Sur la Gnose du Serpent et l'interprétation de l’Écriture.

(Piero di Cosimo, portrait de Simonetta Vespucci)

Première Épître de Saint Jean.

"La nouvelle que nous avons apprise de lui, et que nous vous annonçons, c'est que Dieu est lumière, et qu'il n'y a point en lui de ténèbres. Si nous disons que nous sommes en communion avec lui, et que nous marchions dans les ténèbres, nous mentons, et nous ne pratiquons pas la vérité. Mais si nous marchons dans la lumière, comme il est lui-même dans la lumière, nous sommes mutuellement en communion, et le sang de Jésus son Fils nous purifie de tout péché. Si nous disons que nous n'avons pas de péché, nous nous séduisons nous-mêmes, et la vérité n'est point en nous.
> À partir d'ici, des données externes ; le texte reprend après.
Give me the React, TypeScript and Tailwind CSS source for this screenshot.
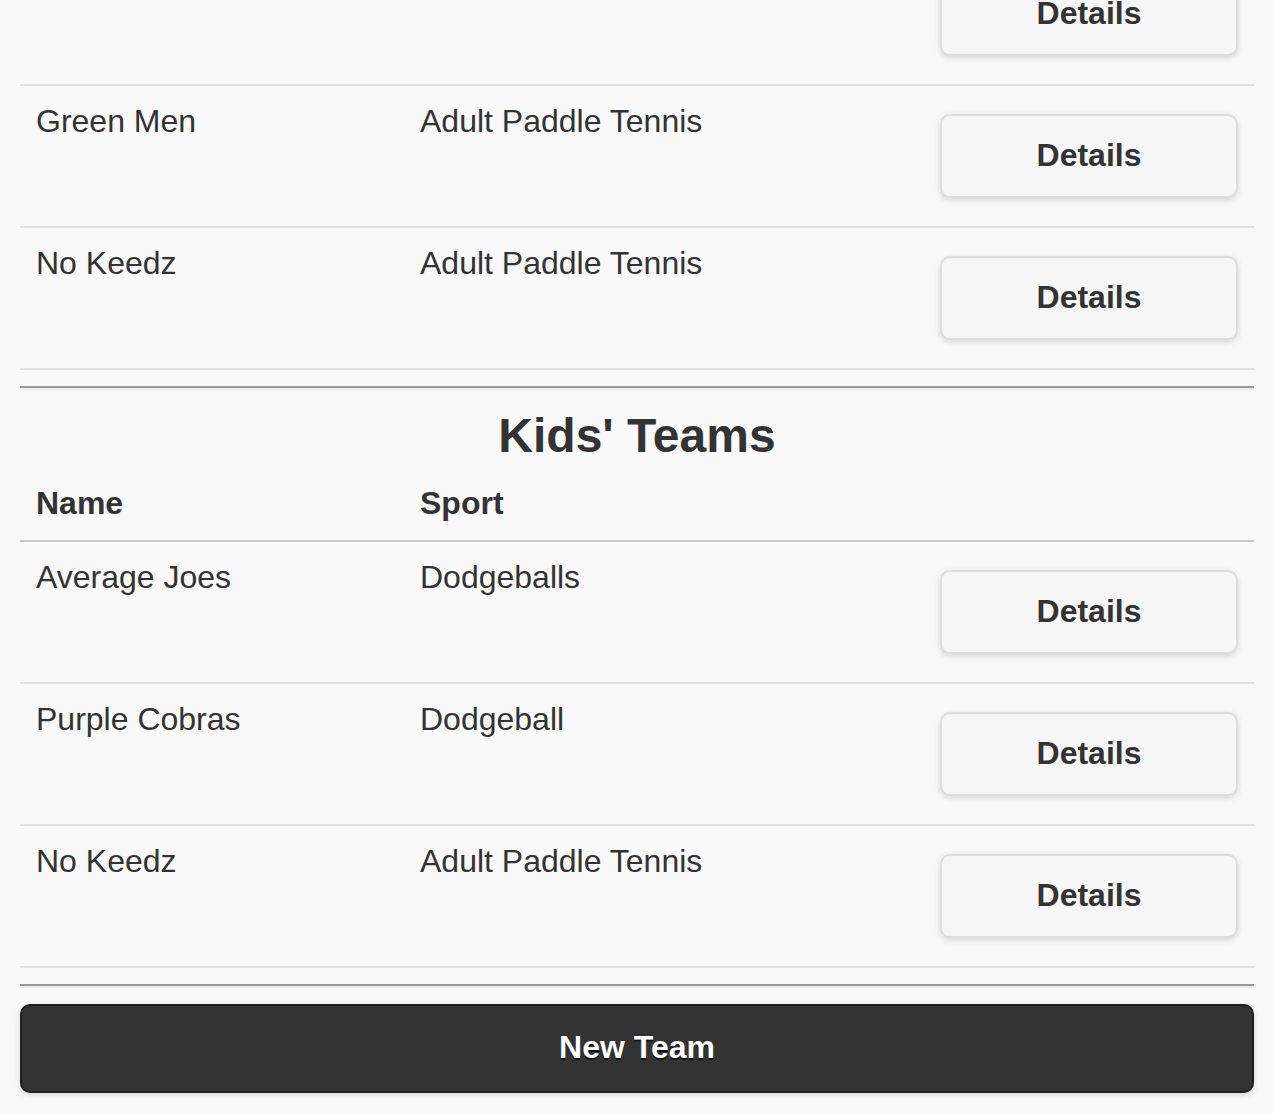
type Team = { name: string; sport: string };

const adultTeams: Team[] = [
  // first row is scrolled above the top edge; only its button shows
  { name: "", sport: "" },
  { name: "Green Men", sport: "Adult Paddle Tennis" },
  { name: "No Keedz", sport: "Adult Paddle Tennis" },
];

const kidsTeams: Team[] = [
  { name: "Average Joes", sport: "Dodgeballs" },
  { name: "Purple Cobras", sport: "Dodgeball" },
  { name: "No Keedz", sport: "Adult Paddle Tennis" },
];

const rowGrid = "grid grid-cols-[384px_520px_330px]";

function TeamRow({ team }: { team: Team }) {
  return (
    <div className={`${rowGrid} h-[142px] border-b-2 border-[#e0e0e0]`}>
      <div className="pl-[16px] pt-[15px] leading-[41.6px]">{team.name}</div>
      <div className="pl-[16px] pt-[15px] leading-[41.6px]">{team.sport}</div>
      <div className="px-[16px] pt-[28px]">
        <button
          type="button"
          className="w-full h-[84px] flex items-center justify-center bg-[#f6f6f6] border-2 border-[#dddddd] rounded-[10px] shadow-[0_2px_6px_rgba(0,0,0,0.15)] font-bold text-[32px] text-[#333333] pb-[2px]"
        >
          Details
        </button>
      </div>
    </div>
  );
}

function Divider() {
  return <div className="border-t-2 border-b-2 border-t-[#9a9a9a] border-b-[#ececec]" />;
}

export default function App() {
  return (
    <div
      className="min-h-screen bg-[#f9f9f9] text-[#333333] text-[32px] px-[20px] overflow-hidden"
      style={{ fontFamily: '"Liberation Sans", Arial, Helvetica, sans-serif' }}
    >
      <div className="-mt-[56px] pb-[20px]">
        <div>
          {adultTeams.map((t, i) => (
            <TeamRow key={i} team={t} />
          ))}
        </div>

        <div className="mt-[16px]">
          <Divider />
        </div>

        <h2 className="mt-[15px] mb-[2px] text-center font-bold text-[48px] leading-[62px]">
          Kids' Teams
        </h2>

        <div className={`${rowGrid} h-[73px] border-b-2 border-[#c8c8c8] font-bold`}>
          <div className="pl-[16px] pt-[14px] leading-[41.6px]">Name</div>
          <div className="pl-[16px] pt-[14px] leading-[41.6px]">Sport</div>
          <div />
        </div>

        <div>
          {kidsTeams.map((t, i) => (
            <TeamRow key={i} team={t} />
          ))}
        </div>

        <div className="mt-[16px]">
          <Divider />
        </div>

        <button
          type="button"
          className="mt-[16px] w-full h-[89px] flex items-center justify-center bg-[#333333] border-2 border-[#1f1f1f] rounded-[10px] shadow-[0_2px_6px_rgba(0,0,0,0.15)] text-white font-bold text-[32px] pb-[3px] [text-shadow:0_2px_0_#111111]"
        >
          New Team
        </button>
      </div>
    </div>
  );
}
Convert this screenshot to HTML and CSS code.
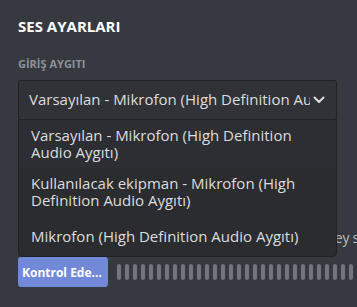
FILE: index.html
```html
<!DOCTYPE html>
<html lang="tr">
<head>
    <meta charset="UTF-8">
    <meta name="viewport" content="width=device-width, initial-scale=1.0">
    <title>Ses Ayarları</title>
    <link rel="stylesheet" href="styles.css">
</head>
<body>
    <div class="settings">
        <h2 class="title">SES AYARLARI</h2>
        <h5 class="label">GİRİŞ AYGITI</h5>
        <div class="select-wrap">
            <div class="select">
                <span class="select-value">Varsayılan - Mikrofon (High Definition Audio Aygıtı)</span>
                <svg class="chevron" width="12" height="8" viewBox="0 0 12 8">
                    <path d="M1.5 1.5 L6 6 L10.5 1.5" fill="none" stroke="#dcddde" stroke-width="2" stroke-linecap="round" stroke-linejoin="round"/>
                </svg>
            </div>
            <div class="menu">
                <div class="option selected">Varsayılan - Mikrofon (High Definition Audio Aygıtı)</div>
                <div class="option">Kullanılacak ekipman - Mikrofon (High Definition Audio Aygıtı)</div>
                <div class="option">Mikrofon (High Definition Audio Aygıtı)</div>
            </div>
        </div>
        <h5 class="label test-label">MİKROFON TESTİ</h5>
        <p class="desc">Mikrofonunla ilgili sorun mu yaşıyorsun? Tek bir şey söyle, sesini sana geri çalacağız.</p>
        <div class="test-row">
            <button class="test-btn">Kontrol Edelim</button>
            <div class="meter">
                <span></span><span></span><span></span><span></span><span></span><span></span>
                <span></span><span></span><span></span><span></span><span></span><span></span>
                <span></span><span></span><span></span><span></span><span></span><span></span>
                <span></span><span></span><span></span><span></span><span></span><span></span>
                <span></span><span></span><span></span><span></span><span></span><span></span>
                <span></span><span></span>
            </div>
        </div>
    </div>
</body>
</html>
```

FILE: styles.css
```css
body {
    margin: 0;
    background: #36393f;
    font-family: "Open Sans", "Noto Sans", sans-serif;
    color: #dcddde;
    overflow: hidden;
}
.settings {
    padding: 16px 0 0 18px;
    width: 500px;
}
.title {
    margin: 0 0 20px;
    font-size: 15px;
    line-height: 20px;
    font-weight: 700;
    color: #fff;
}
.label {
    margin: 0 0 8px;
    font-size: 11px;
    line-height: 16px;
    font-weight: 700;
    color: #8e9297;
}
.select-wrap {
    position: relative;
    width: 319px;
}
.select {
    display: flex;
    align-items: center;
    height: 38px;
    padding: 0 11px 0 10px;
    background: #303237;
    border: 1px solid #212226;
    border-radius: 3px;
    font-size: 15px;
    line-height: 20px;
}
.select-value {
    flex: 1;
    white-space: nowrap;
    overflow: hidden;
    margin-top: -3px;
    margin-right: 3px;
}
.chevron {
    flex: none;
}
.menu {
    position: absolute;
    top: 39px;
    left: 0;
    right: 0;
    background: #2a2c30;
    border: 1px solid #212226;
    border-radius: 0 0 4px 4px;
    z-index: 2;
}
.option {
    display: flex;
    align-items: center;
    min-height: 40px;
    box-sizing: border-box;
    padding: 7px 12px;
    font-size: 15px;
    line-height: 17px;
}
.option.selected {
    background: #2c2e33;
}
.test-label {
    margin-top: 22px;
}
.desc {
    margin: 0 0 10px;
    padding-top: 63px;
    font-size: 14px;
    line-height: 18px;
    word-spacing: -0.7px;
    color: #b9bbbe;
    white-space: nowrap;
}
.test-row {
    display: flex;
    align-items: center;
    gap: 9px;
}
.test-btn {
    width: 90px;
    height: 30px;
    padding: 0 5px 0 4px;
    background: #7289da;
    color: #fff;
    border: none;
    border-radius: 3px;
    font-family: inherit;
    font-size: 12px;
    font-weight: 700;
    white-space: nowrap;
    overflow: hidden;
    text-overflow: ellipsis;
    text-align: left;
}
.meter {
    display: flex;
    gap: 4px;
}
.meter span {
    width: 4px;
    height: 16px;
    border-radius: 2px;
    background: #72767d;
}
```
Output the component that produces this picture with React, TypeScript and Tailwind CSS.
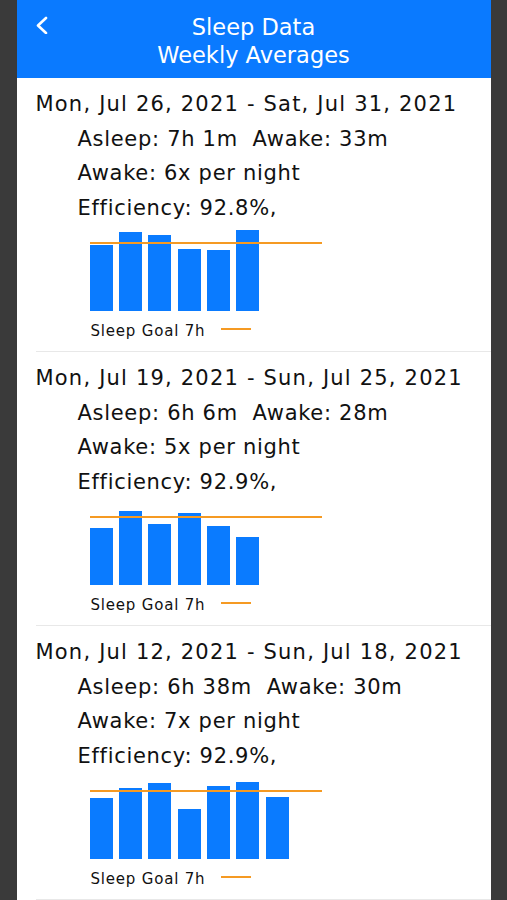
import React from "react";

type Week = {
  range: string;
  asleep: string;
  awake: string;
  times: string;
  eff: string;
  bars: number[];
};

const weeks: Week[] = [
  {
    range: "Mon, Jul 26, 2021 - Sat, Jul 31, 2021",
    asleep: "7h 1m",
    awake: "33m",
    times: "6x",
    eff: "92.8%",
    bars: [66, 79, 76, 62, 61, 81],
  },
  {
    range: "Mon, Jul 19, 2021 - Sun, Jul 25, 2021",
    asleep: "6h 6m",
    awake: "28m",
    times: "5x",
    eff: "92.9%",
    bars: [57, 74, 61, 72, 59, 48],
  },
  {
    range: "Mon, Jul 12, 2021 - Sun, Jul 18, 2021",
    asleep: "6h 38m",
    awake: "30m",
    times: "7x",
    eff: "92.9%",
    bars: [61, 71, 76, 50, 73, 77, 62],
  },
];

function Section({ w }: { w: Week }) {
  return (
    <div className="flex flex-col">
      <div className="pt-[9px] pl-[19px] text-[21px] text-[#111]">
        <div className="h-[34.5px] leading-[34.5px] whitespace-pre tracking-[1.2px]">{w.range}</div>
        <div className="pl-[42px] tracking-[0.7px]">
          <div className="h-[34.5px] leading-[34.5px] whitespace-pre">
            {`Asleep: ${w.asleep}  Awake: ${w.awake}`}
          </div>
          <div className="h-[34.5px] leading-[34.5px] whitespace-pre">
            {`Awake: ${w.times} per night`}
          </div>
          <div className="h-[34.5px] leading-[34.5px] whitespace-pre">
            {`Efficiency: ${w.eff},`}
          </div>
        </div>
      </div>
      <div className="relative ml-[73px] mt-[-1px] h-[87px] w-[232px] flex items-end gap-[6.4px]">
        {w.bars.map((h, i) => (
          <div
            key={i}
            className="w-[23px] bg-[#0a7bff]"
            style={{ height: `${h}px` }}
          />
        ))}
        <div className="absolute left-0 top-[17.7px] h-[2px] w-[232px] bg-[#f59a23]" />
      </div>
      <div className="mt-[8px] ml-[74px] flex items-center h-[24px] text-[15px] leading-[24px] tracking-[0.8px] text-[#111]">
        <span>Sleep Goal 7h</span>
        <span className="ml-[16px] mt-[-4px] h-[2.5px] w-[30px] bg-[#f59a23]" />
      </div>
      <div className="mt-[8px] ml-[19px] h-[1px] bg-[#e8e8e8]" />
    </div>
  );
}

export default function App() {
  return (
    <div
      className="w-[507px] h-[900px] overflow-hidden bg-[#3a3a3a] flex justify-center"
      style={{ fontFamily: '"DejaVu Sans", sans-serif' }}
    >
      <div className="w-[474px] h-full bg-white flex flex-col">
        <div className="relative h-[78px] bg-[#0a7aff] pt-[13px] flex flex-col items-center text-white text-[22.5px] leading-[28px]">
          <div>Sleep Data</div>
          <div>Weekly Averages</div>
          <svg
            className="absolute left-[18px] top-[16px]"
            width="14"
            height="18"
            viewBox="0 0 14 18"
            fill="none"
          >
            <polyline
              points="11,2 3,9.5 11,17"
              stroke="white"
              strokeWidth="2.6"
              strokeLinecap="round"
              strokeLinejoin="round"
            />
          </svg>
        </div>
        {weeks.map((w, i) => (
          <Section key={i} w={w} />
        ))}
      </div>
    </div>
  );
}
Si nous confessons nos péchés, il est fidèle et juste pour nous les pardonner, et pour nous purifier de toute iniquité. Si nous disons que nous n'avons pas péché, nous le faisons menteur, et sa parole n'est point en nous. (...) Si quelqu'un aime le monde, l'amour du Père n'est point en lui; car tout ce qui est dans le monde, la convoitise de la chair, la convoitise des yeux, et l'orgueil de la vie, ne vient point du Père, mais vient du monde. Et le monde passe, et sa convoitise aussi; mais celui qui fait la volonté de Dieu demeure éternellement."

L'interprétation de l’Écriture n'est pas une prise de pouvoir sur l’Écriture mais une écoute. Il n'est pas sage pour un homme, au sujet de l’Écriture, d'attester de sa vérité, de sa véracité, de sa vraisemblance ou de sa vérisimilarité, car seul le supérieur peut se porter garant de l'inférieur. L'inversion de cette position dans l'exégèse moderne n'est qu'un signe d'ignorance.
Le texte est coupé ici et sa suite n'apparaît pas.